The Friendship Bench is a program that lends a listening ear to those in need by offering peer-to-peer mental health conversations.
"That's all it takes -- it takes one conversation to change somebody's life," Helen "Skip" Skipper, a peer listener, told "Good Morning America."
Steve Lopez, another peer, added: "I don't need your name, I don't need to know where you live, I just need to know how you are doing. And talking is the best way to alleviate problems in the future."
While they aren't certified therapists, they still offer up a listening ear that many see as invaluable.
Takeesha White, a therapist and the executive director of the Department of Health and Mental Hygiene in New York City, said she believes Friendship Benches are the answer to a happier society.
"Peers are individuals with lived experiences," she said. "I'm talking about addiction, substance misuse, homelessness, incarceration, brutality, violence, partner violence, all these things."

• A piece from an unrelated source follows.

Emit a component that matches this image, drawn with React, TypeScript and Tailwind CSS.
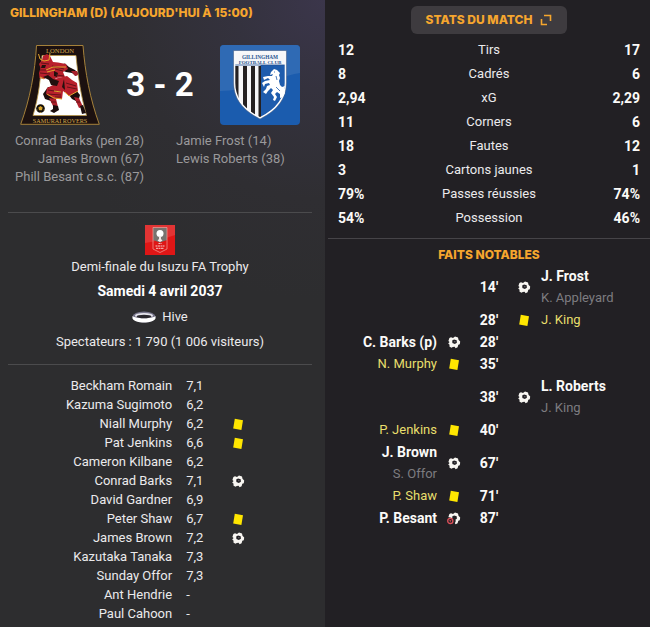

"There's a lot of stigma ... around the mental health," White added. "Where folks are not quite ready to and they don't quite have the language, understanding to go from, 'Hey, I'm not feeling well today to let me go to a psychiatrist.'"
Friendship Benches began in Zimbabwe, where Dr. Dixon Chibana created the program by training grandmothers in the community to help support and listen to others.

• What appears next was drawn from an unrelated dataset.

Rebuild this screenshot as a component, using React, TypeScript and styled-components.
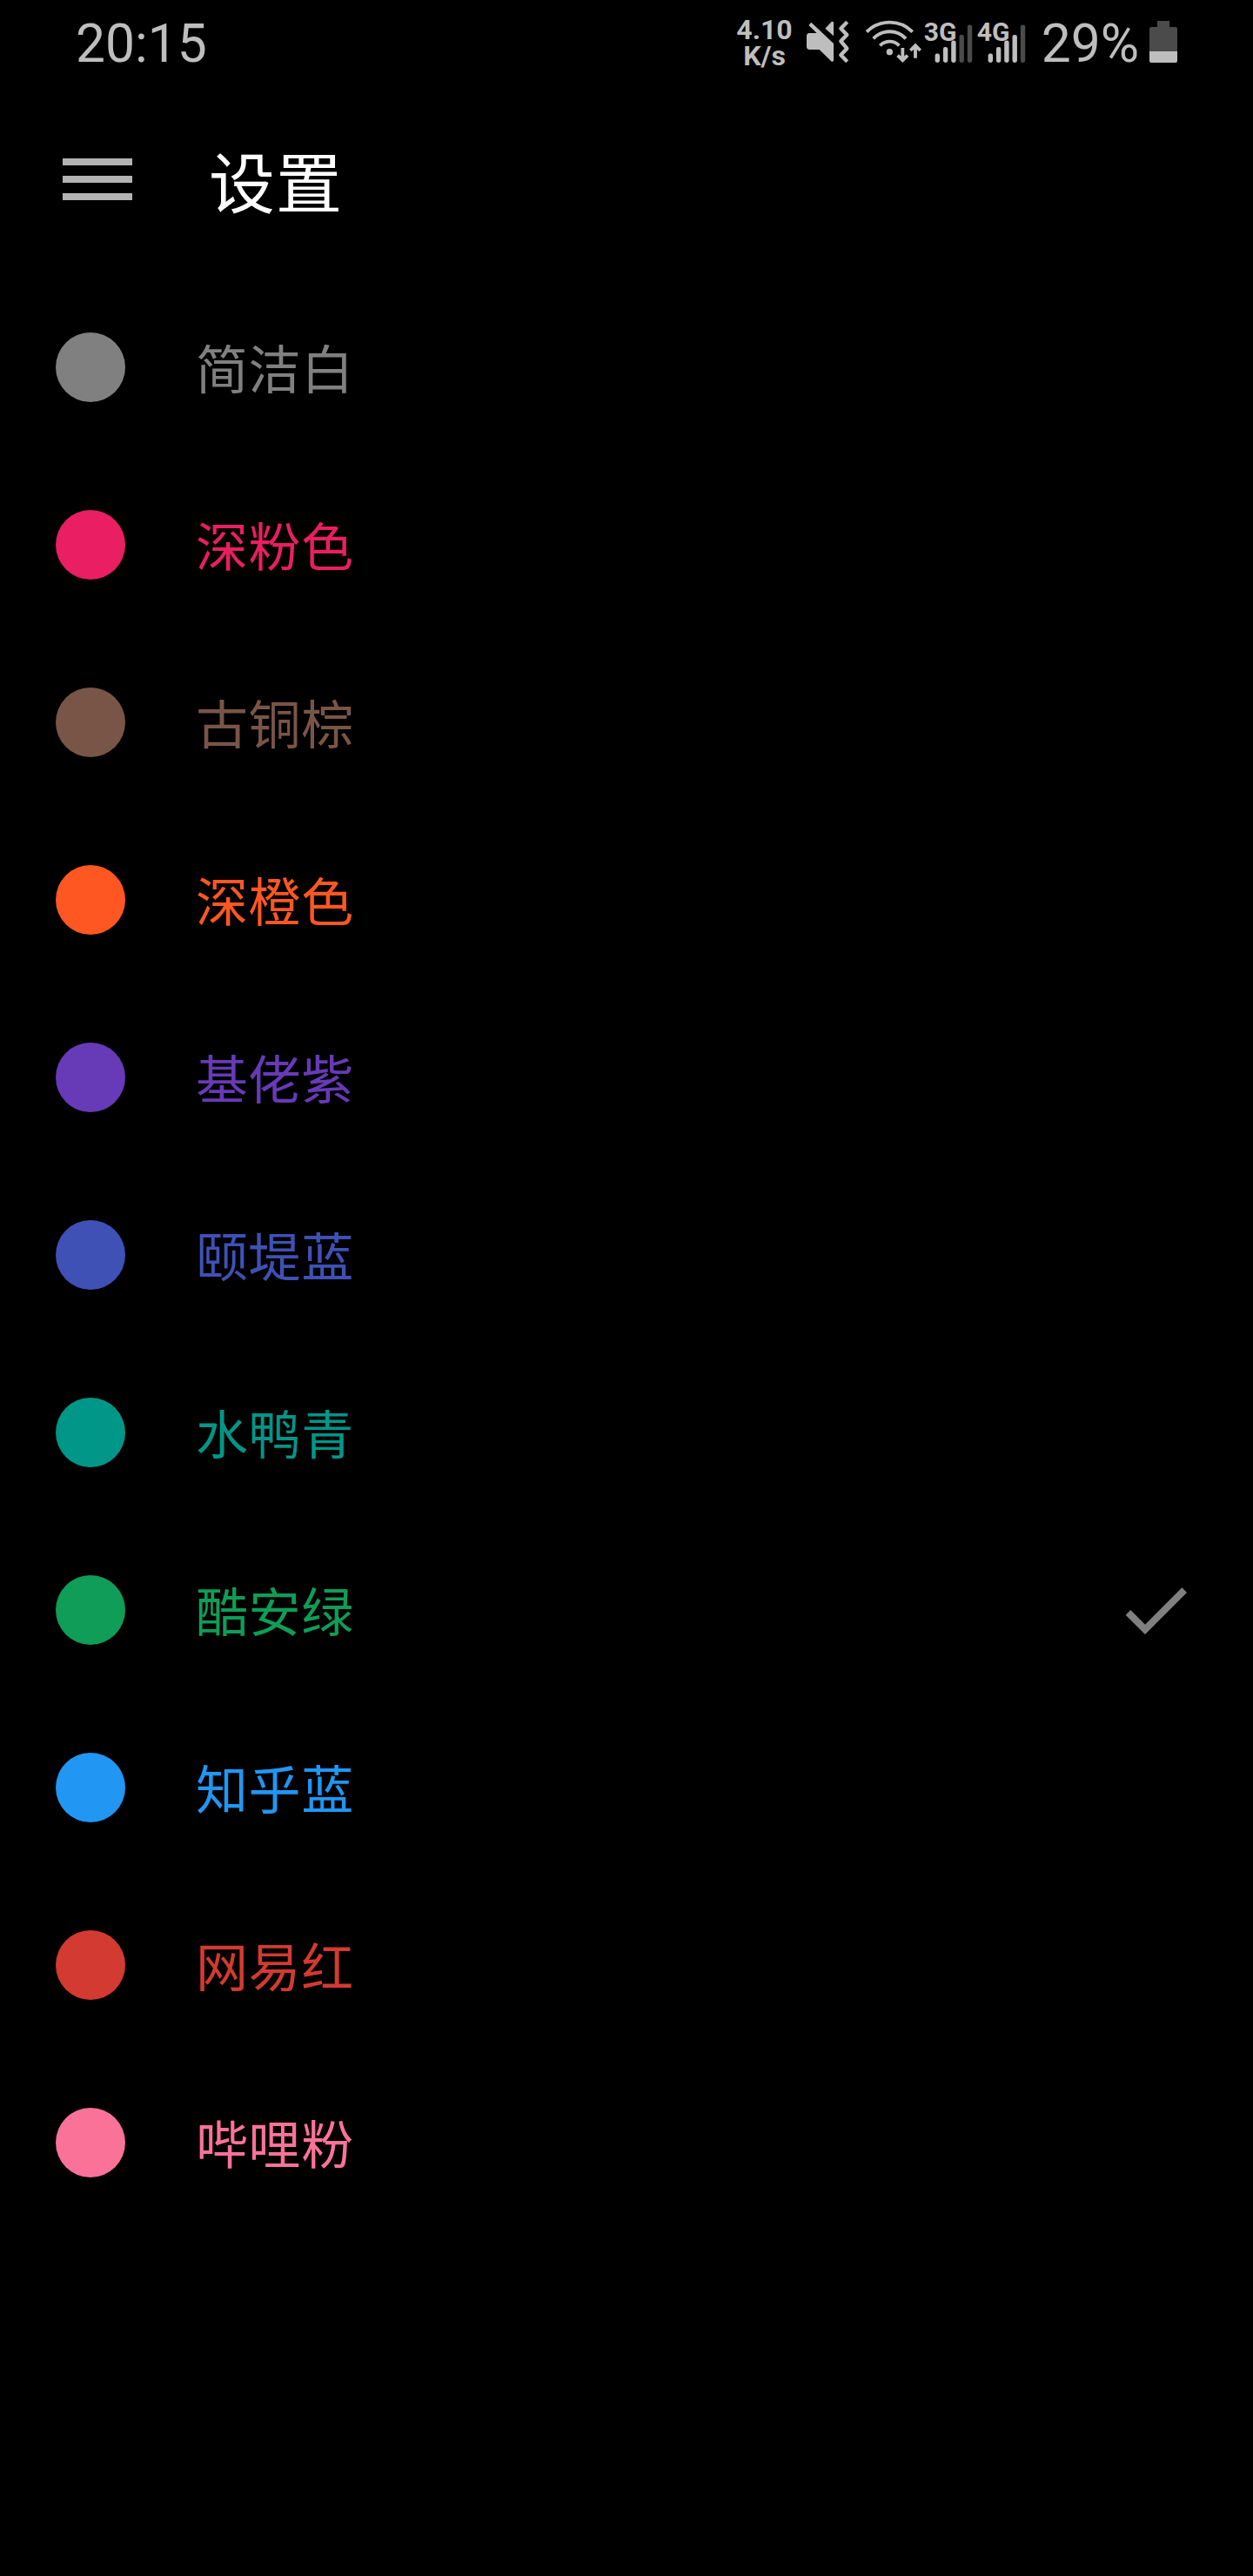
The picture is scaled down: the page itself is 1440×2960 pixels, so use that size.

"They told their stories and their depression symptoms went away, their anxiety went away," White said.
Today, Friendship Benches are popping up throughout the Big Apple, and many see them as the answer to the mental health needs of so many Americans.
If a stranger approaches a bench, White says she wants them to know that "they have everything they need inside of themselves."
"Your pain is not imagined. The environments around us are challenging," she added. "If you would just take the time to not hold that as your responsibility and just connect with your thoughts, you will find relief."